This post was written by Hatchet staff writers Gabrielle Marush and Matthew Kwiecinski.
Supreme Court Associate Justice Elena Kagan handed down the ruling in the GW Law School’s longest-running moot court competition after presiding over a fictitious case Thursday in Lisner Auditorium.
In the 62nd year of the Jacob Burns Van Vleck Constitutional Law Moot Court Competition, the judges ruled in favor of third-year law students Devin Anderson and Samuel Cowin, the case’s respondents.
Kagan, Harris Hartz, judge for The U.S. Tenth Circuit Court of Appeals, and Florida Supreme Court Justice and alumna Barbara Pariente voted 2-1 to uphold the constitutionality of a mock international treaty that banned burning religious artifacts outside of religious sites during prayer hours.
Third-year law students Tyler Evans and Matthew Radler represented the petitioner and argued against the constitutionality of the law, which was the center point of a case created by last year’s Van Vleck champions Jonathan Maier and Sean Sherman.
Hartz commended all four competitors’ professionalism, speaking abilities, responses and overall presentation.
“It gives us hope for the future,” Hartz said before the decision was announced.
The final decision, Kagan told the two teams, had “more to do with the brief than with the argument,” referring to the written portion that the students prepared.
“The most important thing is that a brief can be is clear,” Kagan, who became the fourth woman to sit on the nation’s highest court in 2010, said.
The five-month competition saw 113 law students – the second-largest pool of participants in the competition’s history – vie for the moot court title.

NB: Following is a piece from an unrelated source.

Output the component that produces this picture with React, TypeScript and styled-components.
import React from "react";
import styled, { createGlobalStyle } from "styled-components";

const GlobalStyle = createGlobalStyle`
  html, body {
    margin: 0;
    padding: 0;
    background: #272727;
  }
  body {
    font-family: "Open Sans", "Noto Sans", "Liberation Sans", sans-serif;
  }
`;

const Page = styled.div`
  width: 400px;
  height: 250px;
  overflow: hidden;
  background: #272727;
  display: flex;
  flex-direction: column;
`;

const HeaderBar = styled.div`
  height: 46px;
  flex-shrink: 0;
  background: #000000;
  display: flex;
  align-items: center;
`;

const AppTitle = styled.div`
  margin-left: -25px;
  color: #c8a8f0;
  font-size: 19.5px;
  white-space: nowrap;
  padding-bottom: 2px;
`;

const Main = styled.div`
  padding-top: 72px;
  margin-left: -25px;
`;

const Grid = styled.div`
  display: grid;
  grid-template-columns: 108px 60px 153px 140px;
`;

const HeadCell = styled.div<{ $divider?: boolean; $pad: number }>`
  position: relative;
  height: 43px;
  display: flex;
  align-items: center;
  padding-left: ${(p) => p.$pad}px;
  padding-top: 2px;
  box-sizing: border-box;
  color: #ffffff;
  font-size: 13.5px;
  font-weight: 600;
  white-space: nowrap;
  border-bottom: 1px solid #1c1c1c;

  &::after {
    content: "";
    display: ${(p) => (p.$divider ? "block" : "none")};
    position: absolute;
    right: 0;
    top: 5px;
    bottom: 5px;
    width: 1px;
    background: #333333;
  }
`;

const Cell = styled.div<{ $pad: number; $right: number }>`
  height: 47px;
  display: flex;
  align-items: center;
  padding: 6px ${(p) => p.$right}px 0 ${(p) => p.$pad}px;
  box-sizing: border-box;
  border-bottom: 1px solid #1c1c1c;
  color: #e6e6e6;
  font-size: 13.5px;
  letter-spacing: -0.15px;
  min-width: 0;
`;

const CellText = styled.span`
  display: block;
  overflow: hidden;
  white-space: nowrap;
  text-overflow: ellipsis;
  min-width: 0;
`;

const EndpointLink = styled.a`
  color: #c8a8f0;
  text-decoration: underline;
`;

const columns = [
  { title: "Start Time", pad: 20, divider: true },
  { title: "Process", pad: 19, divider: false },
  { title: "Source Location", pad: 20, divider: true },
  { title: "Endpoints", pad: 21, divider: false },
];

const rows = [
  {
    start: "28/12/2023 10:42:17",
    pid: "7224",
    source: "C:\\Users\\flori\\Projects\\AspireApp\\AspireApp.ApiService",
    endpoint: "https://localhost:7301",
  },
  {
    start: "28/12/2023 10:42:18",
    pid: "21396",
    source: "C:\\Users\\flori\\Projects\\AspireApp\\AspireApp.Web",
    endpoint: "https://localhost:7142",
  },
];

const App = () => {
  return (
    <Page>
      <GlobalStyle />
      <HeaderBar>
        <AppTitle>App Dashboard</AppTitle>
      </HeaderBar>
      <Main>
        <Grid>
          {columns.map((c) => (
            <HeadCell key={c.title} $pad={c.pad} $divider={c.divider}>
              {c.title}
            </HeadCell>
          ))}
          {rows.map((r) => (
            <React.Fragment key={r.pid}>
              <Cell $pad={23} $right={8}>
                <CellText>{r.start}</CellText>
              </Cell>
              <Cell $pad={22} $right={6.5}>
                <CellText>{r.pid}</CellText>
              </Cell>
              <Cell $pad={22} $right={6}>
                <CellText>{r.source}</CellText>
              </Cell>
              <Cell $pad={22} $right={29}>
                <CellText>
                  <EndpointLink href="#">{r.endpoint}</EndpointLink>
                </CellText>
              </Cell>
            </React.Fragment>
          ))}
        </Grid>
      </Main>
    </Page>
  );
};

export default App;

The runners up, Evans and Matthews, won an award for the second-best brief. Cowin was given extra recognition for having what Kagan called “the toughest row to hoe” in the case presented in the final round.

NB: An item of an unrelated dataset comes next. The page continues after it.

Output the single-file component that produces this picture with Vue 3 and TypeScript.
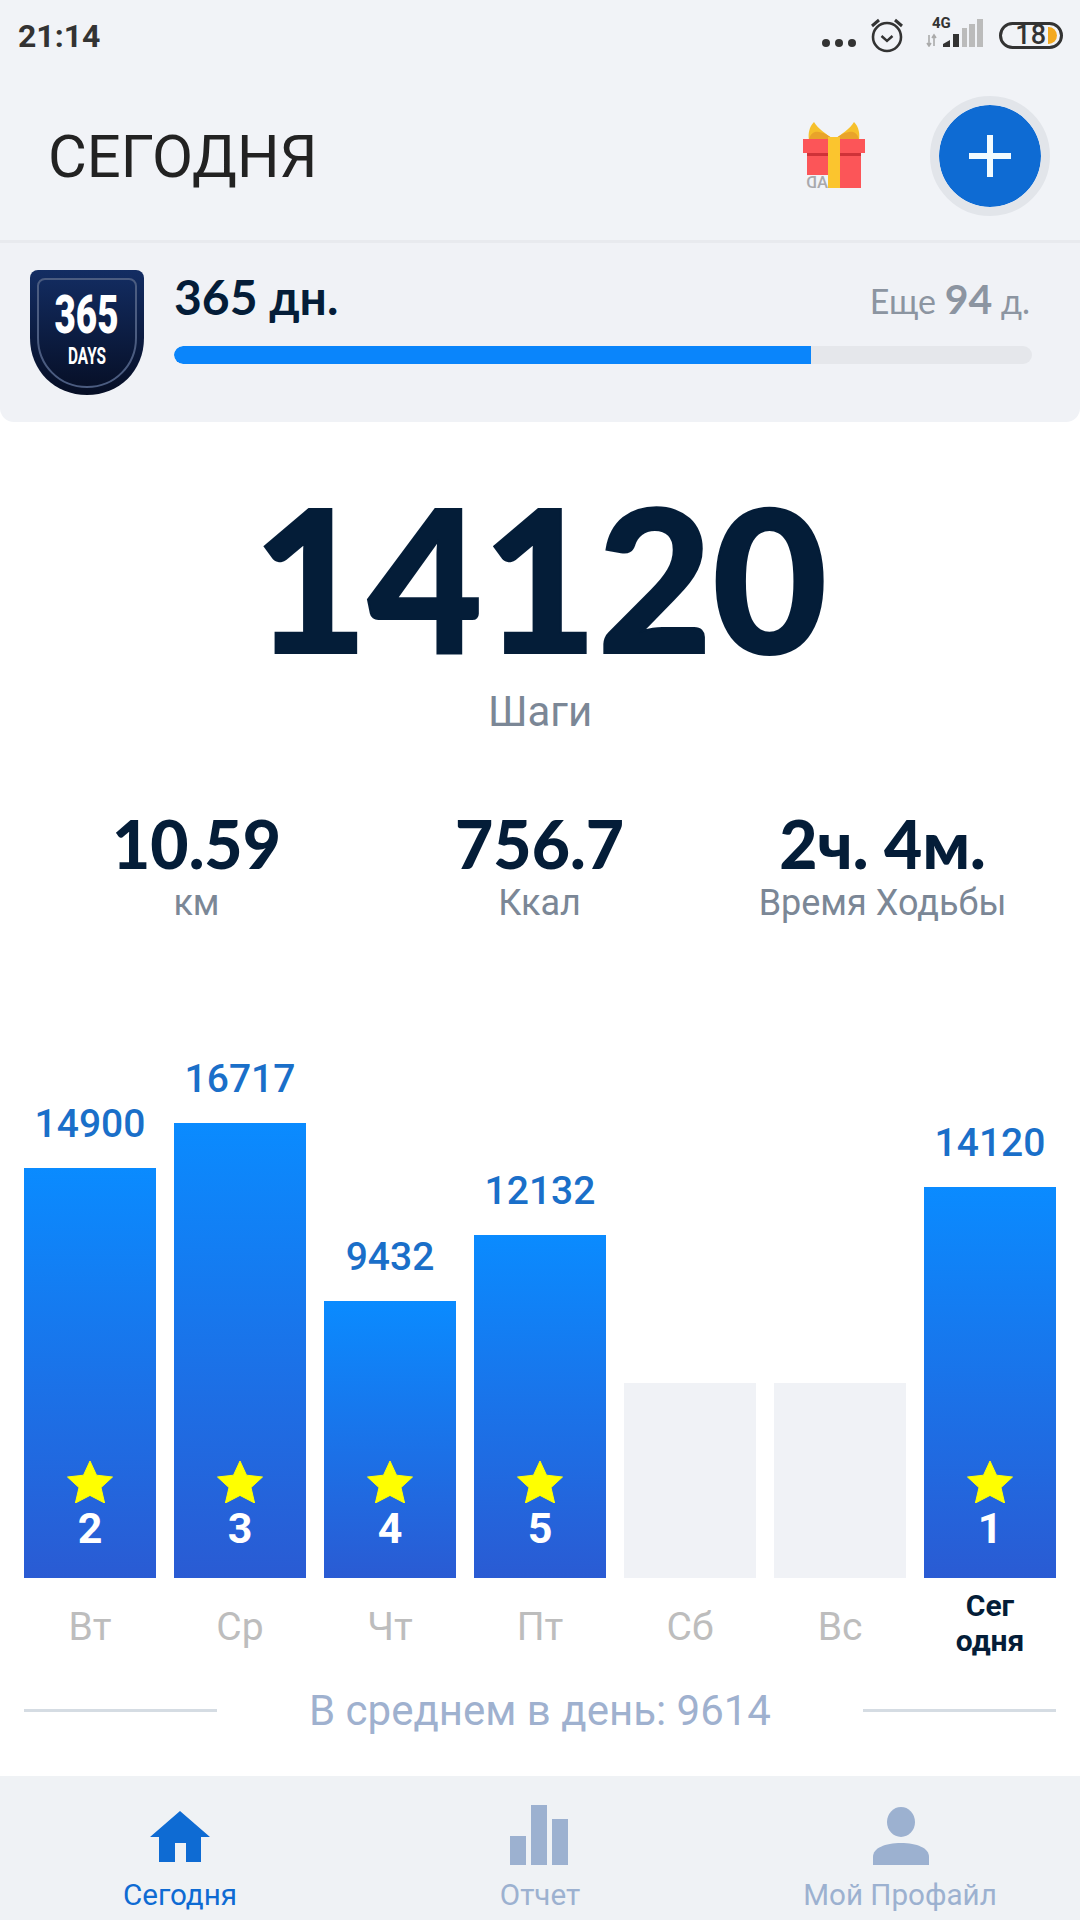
<script setup lang="ts">
interface Day { label: string; value?: number; height: number; rank?: number; today?: boolean }
const days: Day[] = [
  { label: 'Вт', value: 14900, height: 410, rank: 2 },
  { label: 'Ср', value: 16717, height: 455, rank: 3 },
  { label: 'Чт', value: 9432, height: 277, rank: 4 },
  { label: 'Пт', value: 12132, height: 343, rank: 5 },
  { label: 'Сб', height: 195 },
  { label: 'Вс', height: 195 },
  { label: 'Сег одня', value: 14120, height: 391, rank: 1, today: true },
]
const stats = [
  { value: '10.59', label: 'км' },
  { value: '756.7', label: 'Ккал' },
  { value: '2ч. 4м.', label: 'Время Ходьбы' },
]
</script>

<template>
  <div class="app">
    <div class="top">
      <div class="status">
        <span class="time">21:14</span>
        <div class="status-icons">
          <svg class="dots" width="36" height="10" viewBox="0 0 36 10"><circle cx="5" cy="5" r="4" /><circle cx="18" cy="5" r="4" /><circle cx="31" cy="5" r="4" /></svg>
          <svg class="alarm" width="36" height="36" viewBox="0 0 36 36" fill="none" stroke="#333" stroke-width="2.6">
            <circle cx="18" cy="20" r="14" />
            <path d="M12.5 19l5.5 5 5.500-5" stroke-width="2.4" />
            <path d="M3 9l7-6M33 9l-7-6" stroke-width="3" />
          </svg>
          <div class="net">
            <svg width="58" height="30" viewBox="0 0 58 30">
              <text x="7" y="11" class="net-text">4G</text>
              <path d="M4 18v11M2 26l2 3 2-3M9 29V18M7 21l2-3 2 3" stroke="#aaa" stroke-width="1.6" fill="none" />
              <path d="M18 30v-3l7-4v7zM28 30V17h6v13z" fill="#333" />
              <path d="M37 30V11h5v19zM44 30V7h6v23zM52 30V2h6v28z" fill="#bbb" />
            </svg>
          </div>
          <div class="battery">
            <span class="battery-num">18</span>
            <span class="battery-level"></span>
          </div>
        </div>
      </div>
      <header class="header">
        <h1 class="title">СЕГОДНЯ</h1>
        <div class="actions">
          <svg class="gift" width="62" height="66" viewBox="0 0 62 66">
            <path d="M31 18C24 12 15 7 11 0 6 5 5 12 6 18z" fill="#f6c02c" />
            <path d="M31 18C38 12 47 7 51 0c5 5 6 12 5 18z" fill="#f6c02c" />
            <path d="M6 18c1-7 6-9 10-8 6 1 11 4 15 8 4-4 9-7 15-8 4-1 9 1 10 8z" fill="#e9a32a" />
            <rect x="0" y="17" width="62" height="14" fill="#fc5558" />
            <rect x="4" y="31" width="54" height="35" fill="#fc5558" />
            <rect x="4" y="31" width="54" height="3" fill="#cf3238" />
            <rect x="25" y="15" width="12" height="51" fill="#fbc52e" />
            <rect x="3" y="53" width="22" height="13" fill="#f1f3f7" />
            <text transform="translate(25 65.500) scale(-1 1)" class="ad">AD</text>
          </svg>
          <button class="add" type="button" aria-label="Добавить">
            <svg width="42" height="42" viewBox="0 0 42 42"><path d="M21 0v42M0 21h42" stroke="#f2fbff" stroke-width="6" /></svg>
          </button>
        </div>
      </header>
    </div>

    <section class="goal">
      <svg class="shield" width="114" height="125" viewBox="0 0 114 125">
        <defs>
          <linearGradient id="sg" x1="0" y1="0" x2="0" y2="1"><stop offset="0" stop-color="#132d63" /><stop offset="1" stop-color="#060e24" /></linearGradient>
        </defs>
        <path d="M8 0h98a8 8 0 0 1 8 8v60c0 33-25 57-57 57S0 101 0 68V8a8 8 0 0 1 8-8z" fill="url(#sg)" />
        <path d="M15 9h84a7 7 0 0 1 7 7v52c0 27-21 49-49 49S8 95 8 68V16a7 7 0 0 1 7-7z" fill="none" stroke="#4b5c80" stroke-width="2" />
        <text x="56.500" y="63" class="sh-num" text-anchor="middle" textLength="64" lengthAdjust="spacingAndGlyphs">365</text>
        <text x="57" y="94" class="sh-days" text-anchor="middle" textLength="38" lengthAdjust="spacingAndGlyphs">DAYS</text>
      </svg>
      <div class="goal-body">
        <div class="goal-row">
          <span class="goal-name">365 дн.</span>
          <span class="goal-left">Еще <b>94</b> д.</span>
        </div>
        <div class="track"><div class="fill"></div></div>
      </div>
    </section>

    <section class="hero">
      <div class="steps">14120</div>
      <div class="steps-label">Шаги</div>
    </section>

    <section class="stats">
      <div v-for="s in stats" :key="s.label" class="stat">
        <div class="stat-value">{{ s.value }}</div>
        <div class="stat-label">{{ s.label }}</div>
      </div>
    </section>

    <section class="chart">
      <div v-for="d in days" :key="d.label" class="col">
        <div class="plot">
          <div v-if="d.value" class="bar-value">{{ d.value }}</div>
          <div class="bar" :class="{ empty: !d.value }" :style="{ height: d.height + 'px' }">
            <template v-if="d.rank">
              <svg class="star" width="46" height="42" viewBox="0 0 46 42"><path d="M23 0l6.500 14.200L45.500 16 34 26.600 37.600 42 23 34.400 8.400 42 12 26.600 .5 16l16-1.800z" fill="#ffff00" stroke="#ffff00" stroke-linejoin="round" /></svg>
              <span class="rank">{{ d.rank }}</span>
            </template>
          </div>
        </div>
        <div class="day" :class="{ today: d.today }">{{ d.label }}</div>
      </div>
    </section>

    <section class="average">
      <span class="rule"></span>
      <span class="avg-text">В среднем в день: 9614</span>
      <span class="rule"></span>
    </section>

    <nav class="nav">
      <div class="tab active">
        <svg width="60" height="60" viewBox="0 0 60 60"><path d="M30 6L60 32H51V57H36V38H25V57H9V32H0z" fill="#0e6bd3" /></svg>
        <span>Сегодня</span>
      </div>
      <div class="tab">
        <svg width="60" height="60" viewBox="0 0 60 60"><path d="M0 31h16v29H0zM21 0h16v60H21zM42 14h16v46H42z" fill="#9cb1d0" /></svg>
        <span>Отчет</span>
      </div>
      <div class="tab">
        <svg width="60" height="60" viewBox="0 0 60 60"><ellipse cx="31" cy="17" rx="14" ry="15" fill="#9cb1d0" /><path d="M3 60V52C3 43 15 38 31 38S59 43 59 52v8z" fill="#9cb1d0" /></svg>
        <span>Мой Профайл</span>
      </div>
    </nav>
  </div>
</template>

<style>
html, body { margin: 0; background: #fff; }
</style>

<style scoped>
.app { width: 1080px; height: 1920px; overflow: hidden; display: flex; flex-direction: column; background: #fff; font-family: Roboto, "Noto Sans", sans-serif; }
.top { background: #f1f3f7; border-bottom: 3px solid #e8eaee; }
.status { height: 72px; display: flex; align-items: center; justify-content: space-between; padding: 0 17px 0 18px; }
.time { font-size: 32px; font-weight: 700; color: #333; }
.status-icons { display: flex; align-items: center; }
.dots { fill: #333; margin-top: 14px; margin-right: 12px; }
.alarm { margin-top: -2px; margin-right: 20px; }
.net { margin-right: 16px; margin-top: -4px; }
.net-text { font: 700 15px Roboto, sans-serif; fill: #333; }
.battery { width: 64px; height: 27px; box-sizing: border-box; border: 3px solid #333; border-radius: 14px; display: flex; align-items: center; justify-content: flex-end; padding-right: 3px; margin-top: -2px; }
.battery-num { font-size: 27px; font-weight: 500; color: #333; line-height: 1; margin-right: 2px; }
.battery-level { width: 9px; height: 17px; background: #f3a91f; border-radius: 0 9px 9px 0; }
.header { height: 168px; display: flex; align-items: center; justify-content: space-between; padding: 0 30px 0 48px; box-sizing: border-box; }
.title { margin: 0; font-size: 59.7px; font-weight: 400; color: #222; line-height: 1; margin-top: 4px; }
.actions { display: flex; align-items: center; gap: 65px; }
.gift { margin-top: -2px; }
.ad { font: 500 16.5px Roboto, sans-serif; fill: #a9a9ad; }
.add { width: 120px; height: 120px; box-sizing: border-box; padding: 0; border: 9px solid #e2e5ea; border-radius: 50%; background: #0e6bd3; background-clip: padding-box; display: flex; align-items: center; justify-content: center; margin-top: -1px; }
.goal { height: 179px; box-sizing: border-box; background: #f0f2f6; border-radius: 0 0 14px 14px; display: flex; padding: 27px 48px 0 30px; gap: 30px; }
.shield { flex: none; }
.sh-num { font: 900 54px Roboto, sans-serif; fill: #fff; }
.sh-days { font: 700 24px Roboto, sans-serif; fill: #fff; }
.goal-body { flex: 1; }
.goal-row { display: flex; justify-content: space-between; height: 48px; }
.goal-name { font: 700 48px Lato, "Noto Sans", sans-serif; color: #041d38; line-height: 54px; }
.goal-left { font: 400 34px Lato, "Noto Sans", sans-serif; color: #8c95a1; line-height: 58px; margin-right: 2px; }
.goal-left b { font-size: 41px; font-weight: 700; }
.track { margin-top: 28px; height: 18px; background: #e5e7eb; border-radius: 9px; overflow: hidden; }
.fill { width: 637px; height: 100%; background: #0a85fb; border-radius: 9px 0 0 9px; }
.hero { height: 349px; box-sizing: border-box; text-align: center; padding-top: 55px; }
.steps { font: 900 198px/200px Lato, sans-serif; color: #041d38; -webkit-text-stroke: 2px #041d38; }
.steps-label { font-size: 42px; color: #7b8796; line-height: 44px; margin-top: 13px; }
.stats { display: grid; grid-template-columns: repeat(3, 343px); padding: 40px 25px 0; height: 294px; box-sizing: border-box; }
.stat { text-align: center; }
.stat-value { font: 900 66px/66px Lato, "Noto Sans", sans-serif; color: #041d38; }
.stat-label { font-size: 36px; line-height: 44px; color: #7b8796; margin-top: 4px; }
.chart { display: grid; grid-template-columns: repeat(7, 132px); gap: 18px; padding: 0 24px; margin-top: -20px; }
.col { display: flex; flex-direction: column; align-items: center; }
.plot { height: 533px; width: 100%; display: flex; flex-direction: column; justify-content: flex-end; align-items: center; }
.bar-value { font-size: 39px; font-weight: 500; color: #1a6fc9; line-height: 46px; margin-bottom: 21px; }
.bar { width: 100%; background: linear-gradient(180deg, #0a8bff, #2a5bd3); display: flex; flex-direction: column; align-items: center; justify-content: flex-end; padding-bottom: 30px; box-sizing: border-box; }
.bar.empty { background: #f0f2f6; }
.star { margin-bottom: 5px; }
.rank { font-size: 43px; font-weight: 700; color: #fff; line-height: 40px; }
.day { height: 100px; width: 100%; display: flex; align-items: center; justify-content: center; text-align: center; font-size: 39px; color: #bdbdbd; box-sizing: border-box; padding-bottom: 3px; }
.day.today { font-size: 30px; font-weight: 700; color: #041d38; line-height: 35px; padding: 0 20px 11px; }
.average { display: flex; align-items: center; justify-content: space-between; padding: 0 24px; margin-top: 10px; height: 44px; }
.rule { width: 193px; height: 3px; background: #d5dce3; }
.avg-text { font-size: 42px; color: #9fb1cf; }
.nav { margin-top: auto; height: 144px; background: #eff2f5; display: grid; grid-template-columns: repeat(3, 360px); }
.tab { display: flex; flex-direction: column; align-items: center; padding-top: 29px; box-sizing: border-box; font-size: 29.6px; color: #9cb1d0; }
.tab svg { display: block; }
.tab span { margin-top: 12px; line-height: 36px; }
.tab.active { color: #0e6bd3; }
</style>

“What we’re really impressed with is that you made a bad argument seem kind of okay,” she said jokingly.
Anderson, Cowin, Evans and Radler started preparing for the competition in September when the case packet was released. The last two teams standing prevailed through four rounds to earn spots to compete in the final contest.
“My participation in the competition allowed me to do something that few lawyers ever get to do: argue before a Supreme Court justice,” Evans said.
The last member of the Supreme Court to preside over GW’s competition was Associate Justice Antonin Scalia in 2009.
Pariente, who graduated fifth in her class from the law school in 1973, started a moot court competition in her Florida high school to allow “students to simulate real life experiences in the area of appellate advocacy.”
“The competitions provide students with the opportunity to hone their analytic skills as well as their oral advocacy skills,” Pariente said.
Law schools have seen heightened criticism in the last several months for failing to prepare students for the legal world. For some budding lawyers, the moot court is a way to shake out nerves before heading into law practice.
“It’s a very good learning tool and it also builds confidence. Everyone is apprehensive about the oral argument I found. It’s almost never as bad as you feared,” Hartz said.